Weaknesses: Goal kicking accuracy is a widely underrated statistic in the AFL. The Saints’ shot accuracy was ranked 17th, at 52%. What makes this stat more worrying for the Saints was that they had the third highest expected hit rate of any side, so they weren’t missing many hard shots.
This resulted in an eight-point drop in their average score per week last season. It is a stat that the Saints will be looking to rectify this season by employing ex-hawk spearhead Ben Dixon as their goal kicking coach.
The Saints’ consistency to play their brand of footy last season was what was lacking. The Saints conceded under 90 points 11 times last season, winning 10 times, while conceding over 90 points on 11 occasions last season – losing 10 times.
They allowed the opposition to have more than 50 or more inside 50’s on 10 occasions, losing every time, while they kept their opposition to less than 50 inside 50’s on 12 occasions, winning 11 times.

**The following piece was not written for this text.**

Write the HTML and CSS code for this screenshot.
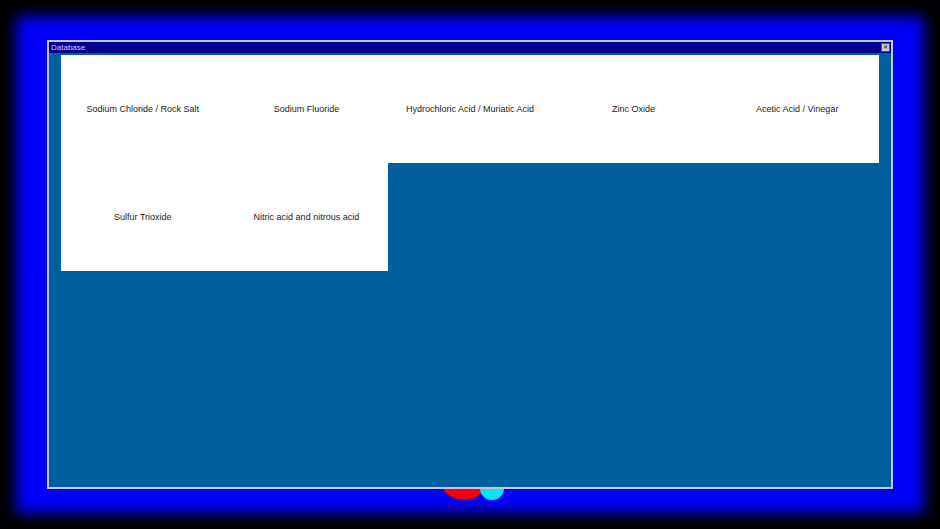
FILE: index.html
```html
<!DOCTYPE html>
<html lang="en">
  <head>
    <meta charset="UTF-8" />
    <title>Database</title>
    <link rel="stylesheet" href="styles.css">
  </head>
  <body>
    <div class="screen">
      <div class="blob red"></div>
      <div class="blob cyan"></div>
      <div class="window">
        <div class="titlebar">
          <span class="title">Database</span>
          <span class="close">&#x2715;</span>
        </div>
        <div class="content">
          <div class="grid">
            <div class="cell">Sodium Chloride / Rock Salt</div>
            <div class="cell">Sodium Fluoride</div>
            <div class="cell">Hydrochloric Acid / Muriatic Acid</div>
            <div class="cell">Zinc Oxide</div>
            <div class="cell">Acetic Acid / Vinegar</div>
            <div class="cell">Sulfur Trioxide</div>
            <div class="cell">Nitric acid and nitrous acid</div>
          </div>
        </div>
      </div>
    </div>
  </body>
</html>
```

FILE: styles.css
```css
* {
  margin: 0;
  padding: 0;
  box-sizing: border-box;
  font-family: "Liberation Sans", Arial, sans-serif;
}
body {
  background: #000;
  width: 940px;
  height: 529px;
  overflow: hidden;
}
.screen {
  position: relative;
  width: 940px;
  height: 529px;
  background: #0000f8;
  box-shadow: inset 0 0 14px 16px #000;
  padding: 40px 0 0 47px;
}
.blob {
  position: absolute;
  border-radius: 50%;
}
.red {
  left: 443px;
  top: 470px;
  width: 42px;
  height: 30px;
  background: #f40010;
}
.cyan {
  left: 480px;
  top: 477px;
  width: 24px;
  height: 23px;
  background: #00e8f0;
}
.window {
  position: relative;
  width: 846px;
  height: 449px;
  border: 1px solid #c4c4d4;
  padding: 1px;
  background: #c4c4d4;
  display: flex;
  flex-direction: column;
}
.titlebar {
  height: 11px;
  background: #00008c;
  display: flex;
  justify-content: space-between;
  align-items: center;
  padding: 0 1px 0 2px;
}
.title {
  font-size: 8px;
  color: #c8ccff;
  line-height: 11px;
}
.close {
  width: 9px;
  height: 9px;
  background: #c8c8d0;
  border: 1px solid #505060;
  color: #202020;
  font-size: 6px;
  line-height: 7px;
  text-align: center;
}
.content {
  flex: 1;
  background: #005f9f;
  padding: 2px 0 0 12px;
}
.grid {
  width: 818px;
  display: grid;
  grid-template-columns: repeat(5, 1fr);
  grid-auto-rows: 108px;
}
.cell {
  background: #fff;
  display: flex;
  justify-content: center;
  align-items: center;
  font-size: 9px;
  color: #222;
}
```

If the Saints are consistent and disciplined in the way they play, they can rapidly improve on last season. They have the list and are playing in the right way, its just the consistency that is lacking.
Their draw this season isn’t very favourable this season either, with Champion Data ranking their draw the 5th hardest in the competition.
The Saints will need their emerging youngsters to crack through and cement their status as legitimate stars. They’ll need to prove that they have the capacity to reach the next level.
We have seen glimpses if what could be, but not enough in the past two seasons. The likes of Jack Steven, Jack Billings, Jack Steele and Dylan Roberton make you believe that the Saints have the quality, but the likes of Paddy McCartin and fellow forwards Josh Bruce and Tim Membrey need to display more consistent performances.
Can Luke Dunstan, Blake Acres, Jack Newnes and Jack Lonie step up and become genuine match winners? They have a good skipper in Jarryn Geary, with Nathan Brown and Jake Carlisle in key defence, they have the recipe to succeed.